Copy each line in which the string "that" occurs.

======== Provided records

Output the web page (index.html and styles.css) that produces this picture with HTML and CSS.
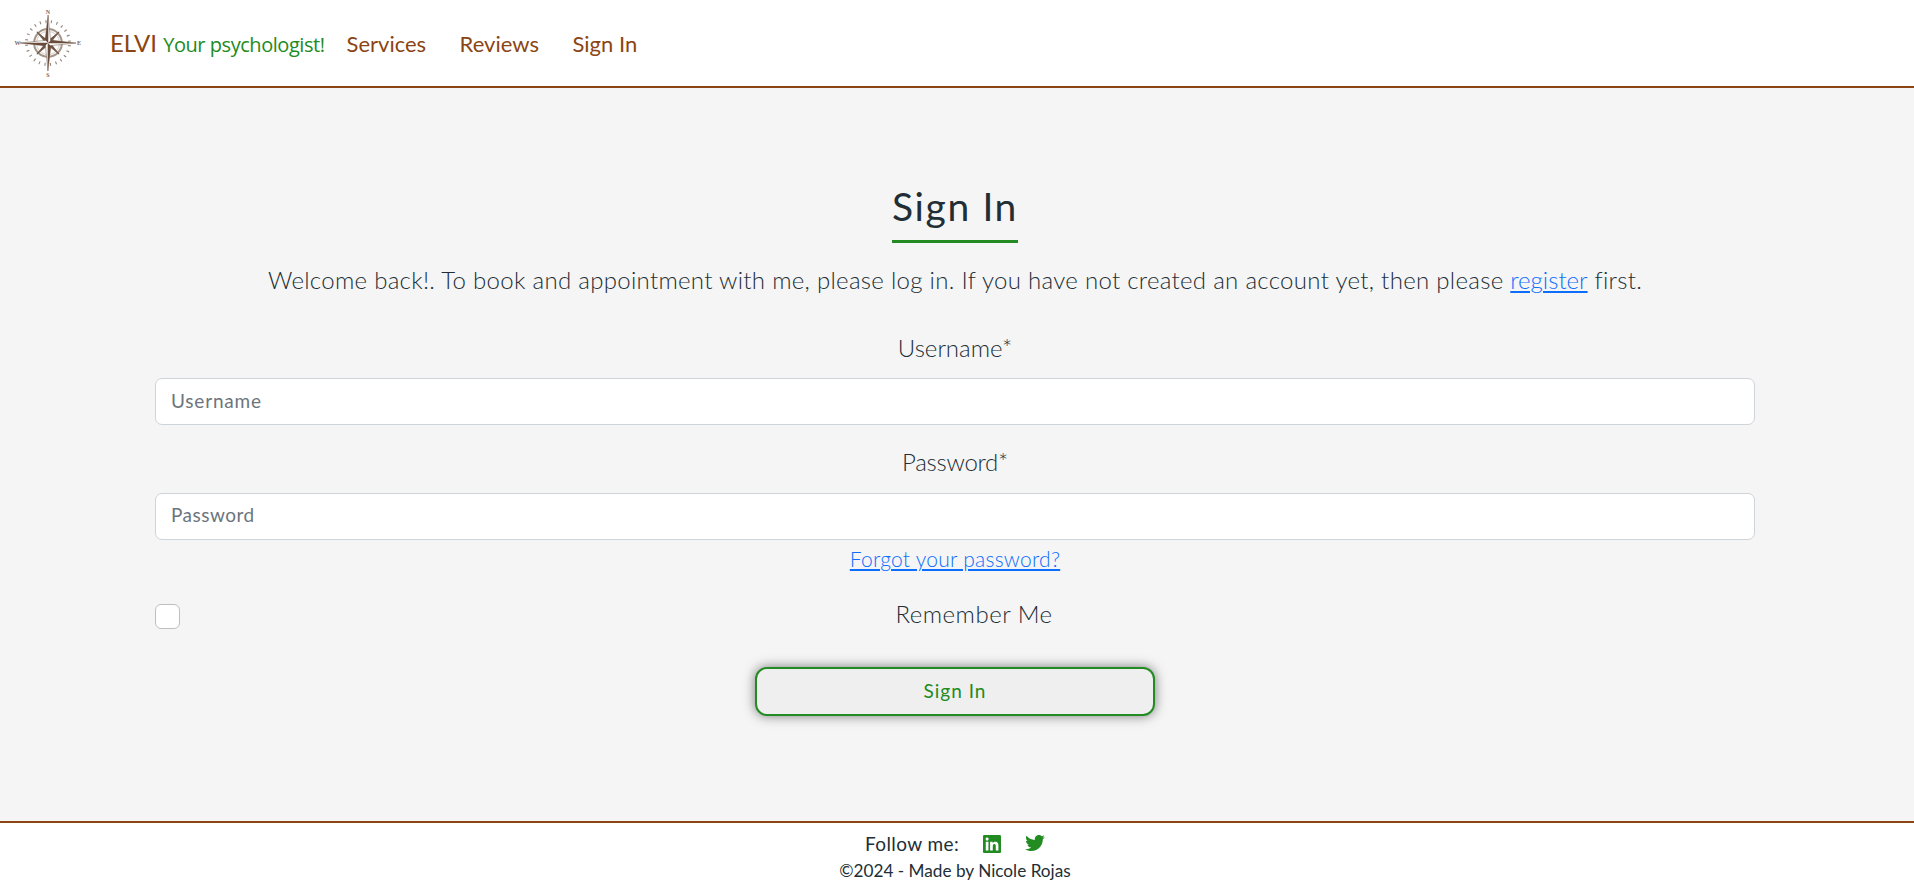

================
======== Provided records

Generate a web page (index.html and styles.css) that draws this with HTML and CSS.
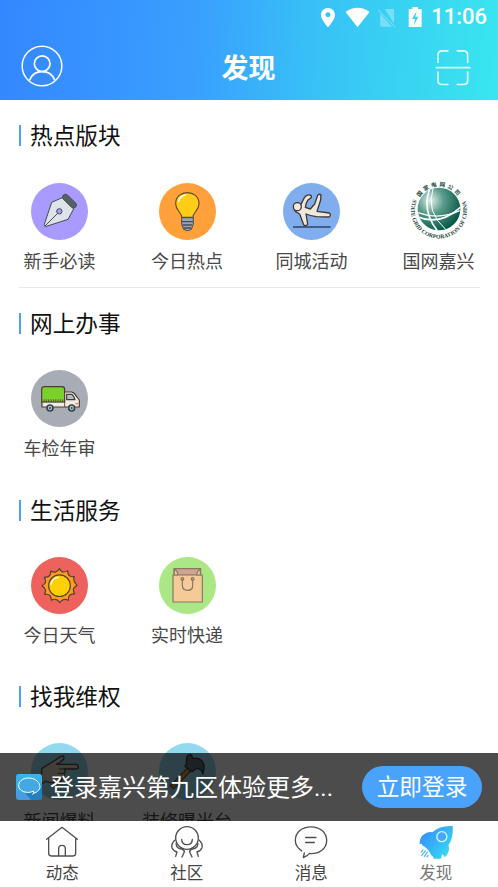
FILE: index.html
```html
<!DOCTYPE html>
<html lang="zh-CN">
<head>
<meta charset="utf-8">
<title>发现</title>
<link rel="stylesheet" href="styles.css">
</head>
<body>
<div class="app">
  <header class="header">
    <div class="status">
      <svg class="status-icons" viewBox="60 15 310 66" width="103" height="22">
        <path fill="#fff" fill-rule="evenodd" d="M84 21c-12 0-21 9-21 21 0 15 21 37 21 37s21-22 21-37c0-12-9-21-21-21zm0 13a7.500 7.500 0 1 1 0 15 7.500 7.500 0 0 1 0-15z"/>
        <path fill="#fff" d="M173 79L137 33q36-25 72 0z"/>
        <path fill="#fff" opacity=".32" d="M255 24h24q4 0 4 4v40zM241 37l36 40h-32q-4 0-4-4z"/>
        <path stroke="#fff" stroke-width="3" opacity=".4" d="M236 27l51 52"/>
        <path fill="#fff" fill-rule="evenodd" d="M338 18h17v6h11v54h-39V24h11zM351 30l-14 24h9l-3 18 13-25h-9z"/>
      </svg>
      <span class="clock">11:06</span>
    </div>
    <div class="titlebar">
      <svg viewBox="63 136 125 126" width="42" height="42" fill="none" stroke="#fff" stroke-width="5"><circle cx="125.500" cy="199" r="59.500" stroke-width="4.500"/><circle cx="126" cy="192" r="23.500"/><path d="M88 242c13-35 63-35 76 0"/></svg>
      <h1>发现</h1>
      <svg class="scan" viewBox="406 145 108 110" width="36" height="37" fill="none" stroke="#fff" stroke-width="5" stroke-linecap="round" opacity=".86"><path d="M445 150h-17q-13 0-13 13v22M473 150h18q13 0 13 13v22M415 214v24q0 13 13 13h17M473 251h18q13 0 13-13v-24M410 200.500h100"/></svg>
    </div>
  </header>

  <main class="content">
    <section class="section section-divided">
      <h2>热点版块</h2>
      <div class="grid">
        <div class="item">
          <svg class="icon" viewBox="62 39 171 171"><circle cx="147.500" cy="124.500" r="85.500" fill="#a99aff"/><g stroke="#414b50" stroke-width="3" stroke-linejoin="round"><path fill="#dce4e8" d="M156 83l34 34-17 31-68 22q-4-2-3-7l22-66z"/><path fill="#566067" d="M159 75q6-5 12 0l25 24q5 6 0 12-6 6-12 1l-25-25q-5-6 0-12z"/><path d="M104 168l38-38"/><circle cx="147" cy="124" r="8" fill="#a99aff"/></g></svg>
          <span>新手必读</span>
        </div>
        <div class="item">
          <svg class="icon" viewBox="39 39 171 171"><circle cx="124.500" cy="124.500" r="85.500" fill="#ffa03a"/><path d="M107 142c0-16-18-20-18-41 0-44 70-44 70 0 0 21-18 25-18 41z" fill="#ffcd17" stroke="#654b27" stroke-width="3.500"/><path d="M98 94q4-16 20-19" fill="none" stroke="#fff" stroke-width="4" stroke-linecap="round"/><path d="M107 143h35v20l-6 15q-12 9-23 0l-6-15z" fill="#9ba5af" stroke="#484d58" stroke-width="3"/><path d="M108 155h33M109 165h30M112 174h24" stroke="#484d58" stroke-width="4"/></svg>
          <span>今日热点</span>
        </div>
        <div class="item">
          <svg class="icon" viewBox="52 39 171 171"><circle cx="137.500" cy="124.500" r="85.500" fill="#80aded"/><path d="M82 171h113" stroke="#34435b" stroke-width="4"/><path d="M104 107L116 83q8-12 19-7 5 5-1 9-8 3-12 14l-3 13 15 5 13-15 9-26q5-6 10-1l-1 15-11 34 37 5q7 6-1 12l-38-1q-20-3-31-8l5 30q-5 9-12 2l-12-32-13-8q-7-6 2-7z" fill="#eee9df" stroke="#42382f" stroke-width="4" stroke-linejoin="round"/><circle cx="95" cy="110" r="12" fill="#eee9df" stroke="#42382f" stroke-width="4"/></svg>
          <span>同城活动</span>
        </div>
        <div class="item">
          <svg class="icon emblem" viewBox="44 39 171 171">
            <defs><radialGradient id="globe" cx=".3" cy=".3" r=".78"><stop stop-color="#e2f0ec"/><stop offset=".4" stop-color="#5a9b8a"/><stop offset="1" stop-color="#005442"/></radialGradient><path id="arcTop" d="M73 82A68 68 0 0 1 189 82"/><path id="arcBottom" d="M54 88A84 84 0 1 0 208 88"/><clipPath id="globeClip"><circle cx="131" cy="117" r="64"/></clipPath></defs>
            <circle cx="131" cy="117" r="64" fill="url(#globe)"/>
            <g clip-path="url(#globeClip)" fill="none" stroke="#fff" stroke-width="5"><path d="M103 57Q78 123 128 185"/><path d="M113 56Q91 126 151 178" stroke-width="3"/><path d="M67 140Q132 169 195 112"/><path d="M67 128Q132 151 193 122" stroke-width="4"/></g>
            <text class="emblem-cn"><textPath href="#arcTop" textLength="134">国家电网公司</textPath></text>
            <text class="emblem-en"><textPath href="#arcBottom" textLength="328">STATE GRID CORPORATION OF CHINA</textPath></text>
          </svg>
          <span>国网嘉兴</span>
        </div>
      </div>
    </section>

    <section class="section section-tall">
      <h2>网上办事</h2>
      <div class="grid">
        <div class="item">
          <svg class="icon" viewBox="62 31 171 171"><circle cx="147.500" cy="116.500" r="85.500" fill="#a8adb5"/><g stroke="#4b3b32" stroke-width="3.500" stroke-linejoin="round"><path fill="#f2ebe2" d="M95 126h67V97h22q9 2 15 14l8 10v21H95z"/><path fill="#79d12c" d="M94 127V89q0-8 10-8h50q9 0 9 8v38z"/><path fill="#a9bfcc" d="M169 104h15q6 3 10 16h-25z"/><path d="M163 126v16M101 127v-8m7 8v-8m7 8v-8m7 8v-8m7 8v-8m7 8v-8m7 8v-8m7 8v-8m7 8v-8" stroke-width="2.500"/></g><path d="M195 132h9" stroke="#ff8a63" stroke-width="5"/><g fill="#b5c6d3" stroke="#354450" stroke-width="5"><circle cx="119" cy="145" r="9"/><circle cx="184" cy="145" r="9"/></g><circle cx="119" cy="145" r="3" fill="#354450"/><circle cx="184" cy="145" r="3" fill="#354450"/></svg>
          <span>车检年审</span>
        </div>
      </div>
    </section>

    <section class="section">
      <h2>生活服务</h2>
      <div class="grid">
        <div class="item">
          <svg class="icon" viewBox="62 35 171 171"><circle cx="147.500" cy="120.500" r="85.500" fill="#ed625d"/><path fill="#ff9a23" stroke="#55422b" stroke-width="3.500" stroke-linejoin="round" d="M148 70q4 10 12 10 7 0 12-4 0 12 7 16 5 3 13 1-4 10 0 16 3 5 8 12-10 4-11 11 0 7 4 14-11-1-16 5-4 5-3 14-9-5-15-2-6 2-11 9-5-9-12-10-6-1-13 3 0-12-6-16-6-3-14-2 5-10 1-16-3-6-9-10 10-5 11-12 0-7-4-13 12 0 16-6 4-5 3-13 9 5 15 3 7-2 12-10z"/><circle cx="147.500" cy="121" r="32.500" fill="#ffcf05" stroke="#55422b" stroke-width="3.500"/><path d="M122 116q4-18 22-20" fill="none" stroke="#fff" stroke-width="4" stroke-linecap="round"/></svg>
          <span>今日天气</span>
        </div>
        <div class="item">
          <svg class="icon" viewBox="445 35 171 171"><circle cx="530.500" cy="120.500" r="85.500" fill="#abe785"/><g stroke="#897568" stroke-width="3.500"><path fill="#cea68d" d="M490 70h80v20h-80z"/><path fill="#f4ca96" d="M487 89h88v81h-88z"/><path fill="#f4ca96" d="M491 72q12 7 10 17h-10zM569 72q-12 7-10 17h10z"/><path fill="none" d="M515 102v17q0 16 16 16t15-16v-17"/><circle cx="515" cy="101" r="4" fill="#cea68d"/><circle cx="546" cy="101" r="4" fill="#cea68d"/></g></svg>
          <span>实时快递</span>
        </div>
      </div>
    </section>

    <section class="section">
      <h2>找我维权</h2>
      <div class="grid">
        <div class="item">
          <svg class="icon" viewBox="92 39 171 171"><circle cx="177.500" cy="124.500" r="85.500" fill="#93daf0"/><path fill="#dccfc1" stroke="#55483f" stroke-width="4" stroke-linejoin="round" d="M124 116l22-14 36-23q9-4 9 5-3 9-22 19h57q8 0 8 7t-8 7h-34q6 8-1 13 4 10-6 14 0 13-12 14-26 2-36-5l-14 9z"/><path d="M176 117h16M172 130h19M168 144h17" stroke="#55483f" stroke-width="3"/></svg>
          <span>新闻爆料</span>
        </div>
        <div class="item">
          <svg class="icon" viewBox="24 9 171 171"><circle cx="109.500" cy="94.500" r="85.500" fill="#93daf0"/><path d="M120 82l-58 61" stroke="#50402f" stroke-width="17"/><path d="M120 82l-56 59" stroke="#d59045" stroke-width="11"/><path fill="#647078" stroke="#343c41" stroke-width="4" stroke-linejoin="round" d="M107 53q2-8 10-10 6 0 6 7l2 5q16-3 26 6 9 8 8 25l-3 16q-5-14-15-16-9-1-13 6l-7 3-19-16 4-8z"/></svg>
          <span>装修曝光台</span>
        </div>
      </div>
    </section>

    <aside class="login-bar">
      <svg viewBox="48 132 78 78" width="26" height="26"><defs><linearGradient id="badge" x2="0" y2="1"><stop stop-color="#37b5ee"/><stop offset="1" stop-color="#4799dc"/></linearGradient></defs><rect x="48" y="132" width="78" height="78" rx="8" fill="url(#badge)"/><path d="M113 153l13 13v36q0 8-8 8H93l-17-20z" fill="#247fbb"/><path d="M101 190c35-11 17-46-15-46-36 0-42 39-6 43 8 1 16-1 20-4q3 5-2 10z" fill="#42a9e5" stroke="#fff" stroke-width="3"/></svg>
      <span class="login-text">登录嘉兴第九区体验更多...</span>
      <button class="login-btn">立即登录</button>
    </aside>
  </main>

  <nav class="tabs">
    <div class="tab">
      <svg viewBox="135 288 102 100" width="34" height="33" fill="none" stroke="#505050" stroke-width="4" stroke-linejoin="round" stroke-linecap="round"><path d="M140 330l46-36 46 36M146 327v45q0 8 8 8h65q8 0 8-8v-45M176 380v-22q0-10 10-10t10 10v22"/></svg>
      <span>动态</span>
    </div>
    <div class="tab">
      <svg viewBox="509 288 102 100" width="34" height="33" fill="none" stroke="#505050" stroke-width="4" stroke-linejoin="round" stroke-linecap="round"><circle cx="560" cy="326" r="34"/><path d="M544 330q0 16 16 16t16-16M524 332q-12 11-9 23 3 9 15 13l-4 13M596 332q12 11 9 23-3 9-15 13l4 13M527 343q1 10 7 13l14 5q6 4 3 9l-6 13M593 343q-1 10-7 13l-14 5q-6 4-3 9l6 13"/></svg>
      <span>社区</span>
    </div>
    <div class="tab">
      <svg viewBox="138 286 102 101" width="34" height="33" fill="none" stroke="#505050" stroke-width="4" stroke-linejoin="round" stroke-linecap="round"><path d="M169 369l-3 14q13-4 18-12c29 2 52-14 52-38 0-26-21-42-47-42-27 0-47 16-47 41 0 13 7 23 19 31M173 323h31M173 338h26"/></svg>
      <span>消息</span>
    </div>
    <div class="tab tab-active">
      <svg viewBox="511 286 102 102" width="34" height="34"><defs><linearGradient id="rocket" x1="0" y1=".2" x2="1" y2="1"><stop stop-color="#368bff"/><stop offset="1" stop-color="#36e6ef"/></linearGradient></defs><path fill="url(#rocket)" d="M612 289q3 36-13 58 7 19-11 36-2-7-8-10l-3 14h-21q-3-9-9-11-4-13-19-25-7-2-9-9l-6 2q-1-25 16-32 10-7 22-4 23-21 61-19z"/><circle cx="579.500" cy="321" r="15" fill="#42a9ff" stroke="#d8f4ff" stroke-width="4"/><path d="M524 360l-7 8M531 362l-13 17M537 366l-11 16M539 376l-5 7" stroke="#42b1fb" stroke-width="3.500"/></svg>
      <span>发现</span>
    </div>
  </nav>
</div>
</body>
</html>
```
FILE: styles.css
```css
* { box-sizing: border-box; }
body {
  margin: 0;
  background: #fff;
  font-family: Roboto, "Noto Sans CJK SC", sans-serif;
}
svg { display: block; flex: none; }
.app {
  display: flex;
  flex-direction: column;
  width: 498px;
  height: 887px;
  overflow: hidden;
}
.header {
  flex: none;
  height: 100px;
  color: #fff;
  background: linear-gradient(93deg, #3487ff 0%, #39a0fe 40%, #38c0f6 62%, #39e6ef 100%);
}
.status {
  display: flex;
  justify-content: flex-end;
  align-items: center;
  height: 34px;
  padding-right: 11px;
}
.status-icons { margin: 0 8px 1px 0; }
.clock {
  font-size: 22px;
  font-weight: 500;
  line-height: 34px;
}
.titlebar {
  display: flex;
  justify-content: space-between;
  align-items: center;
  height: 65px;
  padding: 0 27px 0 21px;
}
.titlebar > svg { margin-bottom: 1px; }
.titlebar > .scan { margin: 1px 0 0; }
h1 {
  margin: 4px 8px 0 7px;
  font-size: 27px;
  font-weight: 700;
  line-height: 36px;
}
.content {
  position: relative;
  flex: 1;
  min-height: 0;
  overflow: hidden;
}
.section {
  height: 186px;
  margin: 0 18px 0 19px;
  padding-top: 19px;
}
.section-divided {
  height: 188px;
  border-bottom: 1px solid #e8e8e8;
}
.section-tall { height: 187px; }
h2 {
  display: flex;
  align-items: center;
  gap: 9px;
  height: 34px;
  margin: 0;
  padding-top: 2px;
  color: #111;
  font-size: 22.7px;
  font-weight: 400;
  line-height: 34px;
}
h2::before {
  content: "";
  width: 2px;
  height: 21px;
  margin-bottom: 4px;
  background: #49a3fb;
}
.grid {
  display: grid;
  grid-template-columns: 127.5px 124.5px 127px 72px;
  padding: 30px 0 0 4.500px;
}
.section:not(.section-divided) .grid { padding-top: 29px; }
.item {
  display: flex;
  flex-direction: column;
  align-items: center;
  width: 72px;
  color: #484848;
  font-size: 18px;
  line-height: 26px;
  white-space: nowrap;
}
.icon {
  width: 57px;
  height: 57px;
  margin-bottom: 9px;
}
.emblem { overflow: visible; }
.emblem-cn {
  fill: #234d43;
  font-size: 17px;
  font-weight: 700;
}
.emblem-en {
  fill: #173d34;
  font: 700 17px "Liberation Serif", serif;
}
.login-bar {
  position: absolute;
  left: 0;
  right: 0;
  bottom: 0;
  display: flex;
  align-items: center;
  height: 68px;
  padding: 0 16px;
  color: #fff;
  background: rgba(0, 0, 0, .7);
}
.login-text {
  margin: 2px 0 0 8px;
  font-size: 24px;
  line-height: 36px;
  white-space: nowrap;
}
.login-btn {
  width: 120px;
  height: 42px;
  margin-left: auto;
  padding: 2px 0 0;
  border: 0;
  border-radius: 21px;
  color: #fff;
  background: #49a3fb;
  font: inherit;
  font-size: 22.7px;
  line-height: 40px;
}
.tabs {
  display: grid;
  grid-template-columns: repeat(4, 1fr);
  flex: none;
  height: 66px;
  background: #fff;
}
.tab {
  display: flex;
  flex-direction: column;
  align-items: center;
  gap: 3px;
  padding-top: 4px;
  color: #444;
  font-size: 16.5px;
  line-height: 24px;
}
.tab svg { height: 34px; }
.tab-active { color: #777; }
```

================

• _Completed exercise_:
Output the web page (index.html and styles.css) that produces this picture with HTML and CSS.
Generate a web page (index.html and styles.css) that draws this with HTML and CSS.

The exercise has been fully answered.